The title Grünewald is a tip of the hat to Berlin's Grunewald forest, home of the German Expressionist Brücke Museum, where the concepts for this collection first came together. Seasoned viewers of Switzer's paintings will see themes familiar from previous works. However, here in the Grünewald series, we get a widescreen elaboration. Seen through a Hitchcockian lens, we encounter these narrative spaces as if unseen observers - witness to an exchange of ideas and motifs jostling for the final word.
In Stockholm Suburbs we are greeted, in the immediate foreground, with a fallen figure, although the manner in which she lies might be more suggestive of a spill. Her liquescent pose takes its cue from the German expressionist choreographer Mary Wigman, in particular from her piece Sommertanz, which ends in an autumnal faltering of leafy descent.
However, this paradoxical sense of frozen motion has its origins in a more macabre field. According to Switzer, the painting's original conception began with a curiosity about crime scene photography of the early 20th century. Wherein, the victims, under the harsh flashbulbs of the time, appear as if suspended between two conflicting states; one lifeless and remote, the other abundant and gestural, like the final moments of a violent dance. Likewise, we find our character occupying a similarly uncanny space, feverishly restful in Vesuvian slumber.
The hard angles and vertical lines of Doctor in Repose appear as a dramatic counterargument against the sense of abandon found within the meandering qualities of Stockholm Suburbs.

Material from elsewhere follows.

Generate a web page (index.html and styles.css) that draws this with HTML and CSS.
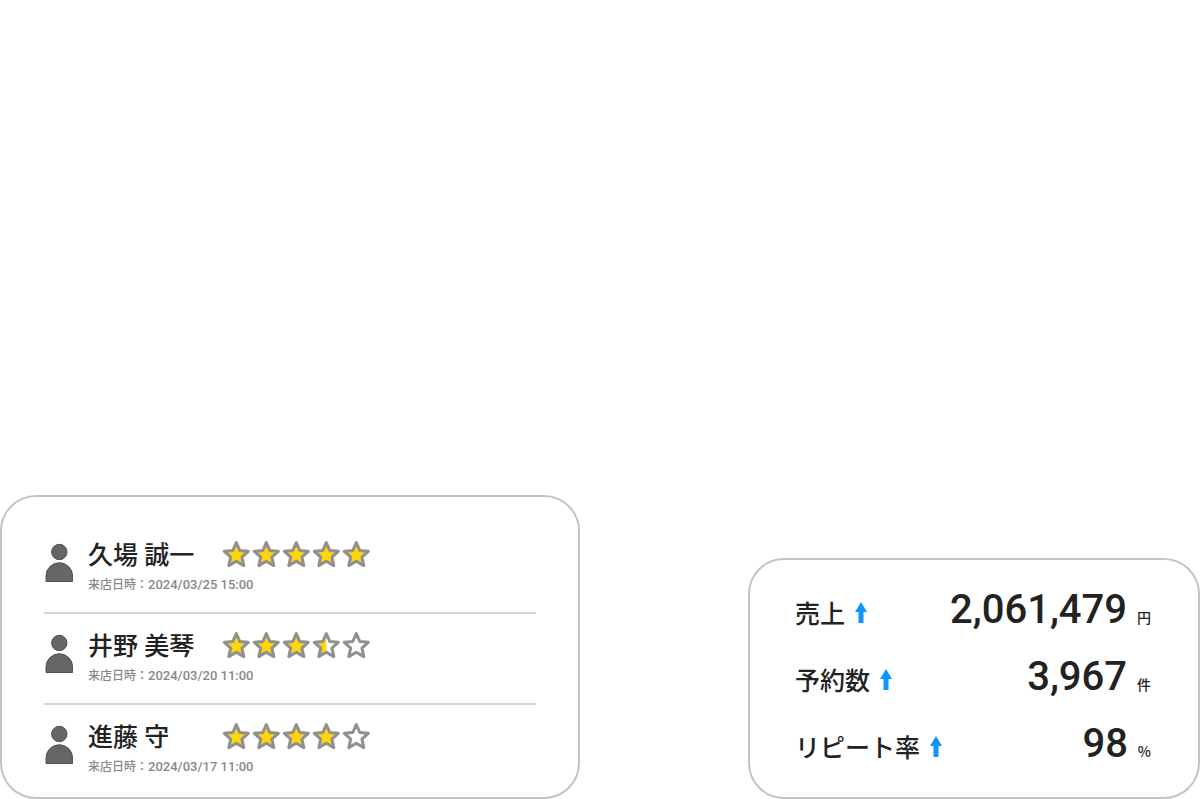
FILE: index.html
```html
<!DOCTYPE html>
<html lang="ja">

<head>
  <meta charset="UTF-8">
  <meta name="viewport" content="width=device-width, initial-scale=1.0">
  <title>来店レビュー</title>
  <link rel="stylesheet" href="styles.css">
</head>

<body>

  <!-- shared icons -->
  <svg class="icon-defs" aria-hidden="true">
    <symbol id="person" viewBox="0 0 28 40">
      <circle cx="14.300" cy="9" r="7.700" />
      <path d="M1 38.500V33a13.300 13.300 0 0 1 26.600 0v5.500z" />
    </symbol>
    <symbol id="star" viewBox="0 0 28 28">
      <path d="M14.300 2.500l3.500 8 8.500 .8-6.400 5.800 1.900 8.500L14.300 21.200 6.800 25.600l1.900-8.500L2.300 11.300l8.500-.8z" />
    </symbol>
    <symbol id="star-half" viewBox="0 0 28 28">
      <path class="half" d="M14.300 2.500V21.200L6.800 25.600l1.900-8.500L2.300 11.300l8.500-.8z" />
      <path class="outline" d="M14.300 2.500l3.500 8 8.500 .8-6.400 5.800 1.900 8.500L14.300 21.200 6.800 25.600l1.900-8.500L2.300 11.300l8.500-.8z" />
    </symbol>
    <symbol id="arrow-up" viewBox="0 0 12 21">
      <path d="M6 0l6 10H8.500v11h-5V10H0z" />
    </symbol>
  </svg>

  <main class="dashboard">
    <ul class="card reviews">
      <li class="review">
        <svg class="person"><use href="#person" /></svg>
        <div class="visit">
          <h2 class="name">久場 誠一</h2>
          <p class="date">来店日時：<time datetime="2024-03-25T15:00">2024/03/25 15:00</time></p>
        </div>
        <div class="stars" role="img" aria-label="5">
          <svg class="star full"><use href="#star" /></svg>
          <svg class="star full"><use href="#star" /></svg>
          <svg class="star full"><use href="#star" /></svg>
          <svg class="star full"><use href="#star" /></svg>
          <svg class="star full"><use href="#star" /></svg>
        </div>
      </li>
      <li class="review">
        <svg class="person"><use href="#person" /></svg>
        <div class="visit">
          <h2 class="name">井野 美琴</h2>
          <p class="date">来店日時：<time datetime="2024-03-20T11:00">2024/03/20 11:00</time></p>
        </div>
        <div class="stars" role="img" aria-label="3.5">
          <svg class="star full"><use href="#star" /></svg>
          <svg class="star full"><use href="#star" /></svg>
          <svg class="star full"><use href="#star" /></svg>
          <svg class="star"><use href="#star-half" /></svg>
          <svg class="star"><use href="#star" /></svg>
        </div>
      </li>
      <li class="review">
        <svg class="person"><use href="#person" /></svg>
        <div class="visit">
          <h2 class="name">進藤 守</h2>
          <p class="date">来店日時：<time datetime="2024-03-17T11:00">2024/03/17 11:00</time></p>
        </div>
        <div class="stars" role="img" aria-label="4">
          <svg class="star full"><use href="#star" /></svg>
          <svg class="star full"><use href="#star" /></svg>
          <svg class="star full"><use href="#star" /></svg>
          <svg class="star full"><use href="#star" /></svg>
          <svg class="star"><use href="#star" /></svg>
        </div>
      </li>
    </ul>

    <dl class="card stats">
      <div class="stat">
        <dt class="label">売上 <svg class="arrow"><use href="#arrow-up" /></svg></dt>
        <dd class="value">2,061,479 <span class="unit">円</span></dd>
      </div>
      <div class="stat">
        <dt class="label">予約数 <svg class="arrow"><use href="#arrow-up" /></svg></dt>
        <dd class="value">3,967 <span class="unit">件</span></dd>
      </div>
      <div class="stat">
        <dt class="label">リピート率 <svg class="arrow"><use href="#arrow-up" /></svg></dt>
        <dd class="value">98 <span class="unit">%</span></dd>
      </div>
    </dl>
  </main>

</body>

</html>
```

FILE: styles.css
```css
* {
  box-sizing: border-box;
}

body {
  margin: 0;
  background-color: #fff;
  color: #222;
  font-family: Roboto, "Noto Sans CJK JP", sans-serif;
}

.icon-defs {
  display: none;
}

.dashboard {
  display: flex;
  justify-content: space-between;
  align-items: flex-end;
  gap: 24px;
  min-height: 100vh;
}

.card {
  margin: 0;
  border: 2px solid #c4c4c4;
  border-radius: 36px;
}

/* reviews */
.reviews {
  flex: 0 1 580px;
  padding: 24px 42px 3px;
  list-style: none;
}

.review {
  display: flex;
  align-items: flex-start;
  height: 91px;
  padding-top: 17px;
  border-top: 2px solid #d5d5d5;
}

.review:first-child {
  border-color: transparent;
}

.person {
  width: 28px;
  height: 40px;
  margin: 3px 15px 0 1px;
  fill: #666;
  stroke: #505050;
}

.visit {
  width: 134px;
  white-space: nowrap;
}

.name {
  margin: 0;
  font-size: 25px;
  font-weight: 500;
  line-height: 32px;
}

.date {
  margin: 4px 0 0;
  color: #888;
  font-size: 12px;
  font-weight: 500;
  line-height: 18px;
}

.date time {
  font-size: 13px;
}

.stars {
  display: flex;
  gap: 2px;
}

.star {
  width: 28px;
  height: 28px;
  fill: #fff;
  stroke: #909092;
  stroke-width: 3px;
  stroke-linejoin: round;
}

.full {
  fill: #ffd60a;
}

.half {
  fill: #ffd60a;
  stroke: none;
}

.outline {
  fill: none;
}

/* stats */
.stats {
  flex: 0 1 452px;
  padding: 16px 47px 20px 45px;
}

.stat {
  display: flex;
  justify-content: space-between;
  align-items: baseline;
  height: 67px;
}

.label {
  font-size: 25px;
  font-weight: 500;
  white-space: nowrap;
}

.arrow {
  width: 12px;
  height: 21px;
  margin-left: 4px;
  fill: #0a95ff;
}

.value {
  margin: 0;
  font-size: 40px;
  font-weight: 500;
  line-height: 67px;
  white-space: nowrap;
}

.unit {
  font-family: "Noto Sans CJK JP", sans-serif;
  font-size: 14px;
}
```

The depiction of this apparently erudite figure, whose constitution is reminiscent of turn of the century portraiture, seems to pay homage to the more austere components of Jugendstil design. Here too are echoes of Egon Schiele's early paintings, particularly Portrait of the painter Anton Peschka.
Yet, interrupting the scene's atmosphere of rational composure - evoked through cool blue tones - are brief moments of erratic departure. The yellows and golds of the shadows violently pierce the blues, adding a sense of disquiet and foreboding. Taking influence from German expressionist cinema, with its use of strong shadows, Switzer seems to be hinting at the concept of the 'Jungian shadow', which, like Freud's 'id', is the primitive, irrational facet of the self that remains suppressed to the 'unconscious' in civilised adulthood.
Finally we have Grünewald, the largest work of the series and very much the centerpiece. It could be seen as the synthesis of the three works and perhaps the arena where all conflicting motifs struggle to find coalescence.
Caught somewhere between a fairytale and a fever dream, we find our female character placed at the centre of a dialogue that spans the length of human consciousness. The fleshy reds of the interior provide a womb-like comfort that contrasts with the damp, lichen greens that threaten the sanctity of the space.
The room itself toys with the cliché of the Freudian consulting room, with overt references to the chaotic decor found therein. In the painting, however, the leaf and floral design patterns of the Kashmir rugs metamorphose into their organic counterparts. Likewise, we find the female character in a similar state of gestation, teetering between worlds. Whether these worlds are places of shadow or effulgence is uncertain. It too is unclear whether she is being summoned or if she is, perhaps, the architect.
While we can't claim any certainties about Grünewald and the fate of its subjects, discrete hints, like the landscape format, may disclose certain sentiments about its orientation, both physical and psychological.